There are only five routes that you are allowed to follow with these vehicles, and supposedly the motor turns itself off if you deviate from the prescribed route. I don’t know if this is true, however, and don’t know how you would turn the motor back on if this were to happen.

Place d’Armes
In front of the fence and front gate of Versailles Palace there is a large square called Place d’Armes, which at some point in the 20th century was turned into a parking lot for motor vehicles. This is in my opinion a blatant mis-allocation of public space, since five hundred car owners are allowed to block this potentially beautiful space that could be put to much better use by the seven million visitors per year (which works out to an average of over 22,000 per day) who come to visit the palace and grounds.
Five hundred car owners represent about 2.3 % of the average daily number of visitors. Even if we assume that three people come in each car and that they all visit the palace, that would still be only 6.8 % of the daily average. In other words, over 93 % of visitors are denied access to this space just so a small minority can park there.
Some websites say there are as many as twelve million visitors per year, which if it were true would work out to an average of over 38,000 per day.

Place d’Armes
Unfortunately, the shortest way to walk from the train station Versailles Rive Gauche to the palace leads right through this parking lot, so some people actually walk this way, zig-zagging through the parked cars to get to the palace gate. But there are ways to walk around the parking lot, for instance walk up the Rue de la Chancellerie, which even has a row of shade trees, and turn right when you get to the palace fence.
By the way, if you are a motorist and insist on driving to Versailles, your chances of actually getting a space in this parking lot are slim, since the lot usually fills up by mid-morning. If you do get a place, figure on paying up to € 28.00 for a ten-hour day.
But parking is free here at night, from 7:00 pm to 8:00 am. Since performances at the Royal Opera typically start at 8:00 pm, opera goers can park here for free in the evenings.

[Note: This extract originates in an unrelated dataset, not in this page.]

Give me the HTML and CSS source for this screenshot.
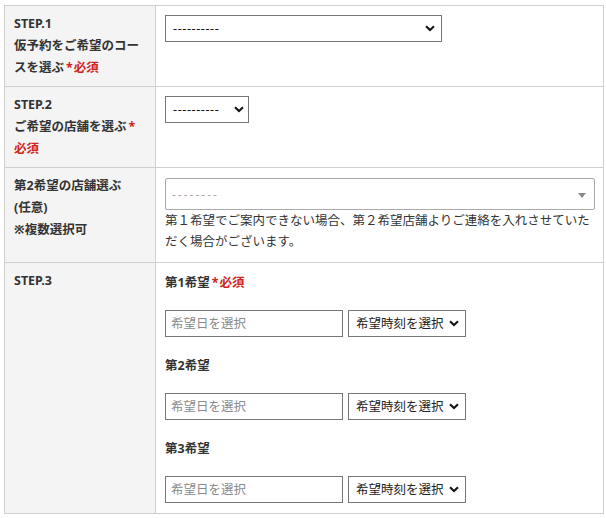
FILE: index.html
```html
<!DOCTYPE html>
<html lang="ja">
<head>
<meta charset="utf-8">
<title>予約フォーム</title>
<link rel="stylesheet" href="styles.css">
</head>
<body>
<table class="form-table">
  <tr>
    <th><span class="ln">STEP.1</span><span class="ln">仮予約をご希望のコー</span><span class="ln">スを選ぶ<span class="ast">*</span><span class="req">必須</span></span></th>
    <td>
      <select class="sel sel-course"><option>----------</option></select>
    </td>
  </tr>
  <tr>
    <th><span class="ln">STEP.2</span><span class="ln">ご希望の店舗を選ぶ<span class="ast">*</span></span><span class="ln req">必須</span></th>
    <td>
      <select class="sel sel-shop"><option>----------</option></select>
    </td>
  </tr>
  <tr>
    <th><span class="ln">第2希望の店舗選ぶ</span><span class="ln">(任意)</span><span class="ln">※複数選択可</span></th>
    <td>
      <div class="multi"><span class="multi-ph">--------</span><span class="multi-arrow"></span></div>
      <p class="note">第１希望でご案内できない場合、第２希望店舗よりご連絡を入れさせていただく場合がございます。</p>
    </td>
  </tr>
  <tr>
    <th>STEP.3</th>
    <td>
      <div class="wish">
        <p class="wish-label">第1希望<span class="ast">*</span><span class="req">必須</span></p>
        <div class="wish-row">
          <input class="date" type="text" placeholder="希望日を選択">
          <select class="sel sel-time"><option>希望時刻を選択</option></select>
        </div>
        <p class="wish-label">第2希望</p>
        <div class="wish-row">
          <input class="date" type="text" placeholder="希望日を選択">
          <select class="sel sel-time"><option>希望時刻を選択</option></select>
        </div>
        <p class="wish-label">第3希望</p>
        <div class="wish-row">
          <input class="date" type="text" placeholder="希望日を選択">
          <select class="sel sel-time"><option>希望時刻を選択</option></select>
        </div>
      </div>
    </td>
  </tr>
</table>
</body>
</html>
```
FILE: styles.css
```css
html, body {
  margin: 0;
  background: #fff;
}
body {
  padding: 5px 4px;
  font-family: "Noto Sans", "Noto Sans CJK JP", sans-serif;
  font-size: 12.5px;
  color: #333;
}
.form-table {
  border-collapse: collapse;
  width: 600px;
  table-layout: fixed;
}
.form-table th,
.form-table td {
  border: 1px solid #cfcfcf;
  vertical-align: top;
  text-align: left;
}
.form-table th {
  width: 132px;
  padding: 7px 9px;
  background: #f4f4f4;
  font-weight: bold;
  line-height: 22px;
}
.ln {
  display: block;
}
.form-table td {
  padding: 9px 8px 10px 9px;
  line-height: 21px;
}
.req {
  color: #d0231b;
}
.ast {
  color: #d0231b;
  margin: 0 1px 0 2px;
}
.sel {
  appearance: none;
  -webkit-appearance: none;
  display: block;
  box-sizing: border-box;
  margin: 0;
  height: 27px;
  border: 1px solid #767676;
  border-radius: 0;
  background: #fff url("data:image/svg+xml;utf8,<svg xmlns='http://www.w3.org/2000/svg' width='10' height='7' viewBox='0 0 10 7'><path d='M1 1.2 L5 5 L9 1.2' fill='none' stroke='%23111' stroke-width='2'/></svg>") no-repeat;
  font-family: "Noto Sans", "Noto Sans CJK JP", sans-serif;
  font-size: 12.5px;
  color: #111;
  padding: 0 20px 0 7px;
}
.sel-course {
  width: 277px;
  background-position: right 6px center;
  letter-spacing: 0.6px;
}
.sel-shop {
  width: 84px;
  background-position: right 4px center;
  letter-spacing: 0.6px;
}
.sel-time {
  width: 118px;
  background-position: right 6px center;
  color: #222;
}
.multi {
  position: relative;
  height: 30px;
  border: 1px solid #aaa;
  border-radius: 2px;
  margin-top: 1px;
  display: flex;
  align-items: center;
  padding-left: 6px;
}
.multi-ph {
  color: #aaa;
  letter-spacing: 2px;
  font-size: 12px;
}
.multi-arrow {
  position: absolute;
  right: 8px;
  top: 14px;
  width: 0;
  height: 0;
  border-left: 4px solid transparent;
  border-right: 4px solid transparent;
  border-top: 5px solid #888;
}
.note {
  margin: 0;
  line-height: 21px;
}
.wish-label {
  margin: 0;
  font-weight: bold;
  line-height: 22px;
}
.wish-row {
  display: flex;
  gap: 5px;
  margin: 16px 0 18px;
}
.wish-row:last-child {
  margin-bottom: 0;
}
.date {
  box-sizing: border-box;
  width: 178px;
  height: 27px;
  margin: 0;
  border: 1px solid #767676;
  border-radius: 0;
  padding: 0 5px;
  font-family: "Noto Sans", "Noto Sans CJK JP", sans-serif;
  font-size: 12.5px;
  color: #333;
}
.date::placeholder {
  color: #8a8a8a;
}
```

Obviously, I do not recommend coming to Versailles (or anywhere else) by car, not only because of the parking costs.
Location, aerial view and photos on monumentum.fr.
My photos in this post are from 2015. I revised the text in 2017.
See more posts on Versailles, France.
See also: Queuing in the rain at the Louvre in Paris.
Ugh! These lines are longer than Disneyland. They could use a fast pass! Thanks for the warning/share.
Geez. Don’t miss the crowd.
Lots of very useful practical information here. I don’t recall the queues being nearly this long when I visited. Perhaps I had a web ticket and only had to queue for security. .. I can’t recall.
We’ve been there in May and late September and the lines were that long. The first time we bought our tickets ahead and the second time we only visited the gardens for the fountain show so bought the tickets at a local tabac and went in a back gate so skipped the lines. This past May (didn’t visit Versailles), we were amazed at several places we visited where the lines were actually longer for those who had timed tickets than for those of us who didn’t have tickets at all. This was probably particularly annoying at the Fondation Louis Vuitton where there were two very long lines for those who already had tickets and one shorter line for those of us who didn’t have tickets. The problem was the weather which was very warm indeed. The Fondation people were walking around handing out loaner white umbrellas for the sun. We were very glad we didn’t have tickets because it was hot and uncomfortable in line. We ran into that at a few places. It seems so many people are getting their tickets ahead to avoid the lines that they are creating their own lines. It will be interesting to see how they address this issue . . .
Yes, this is an issue they will have to deal with. The system only worked as long as most people didn’t buy advance tickets.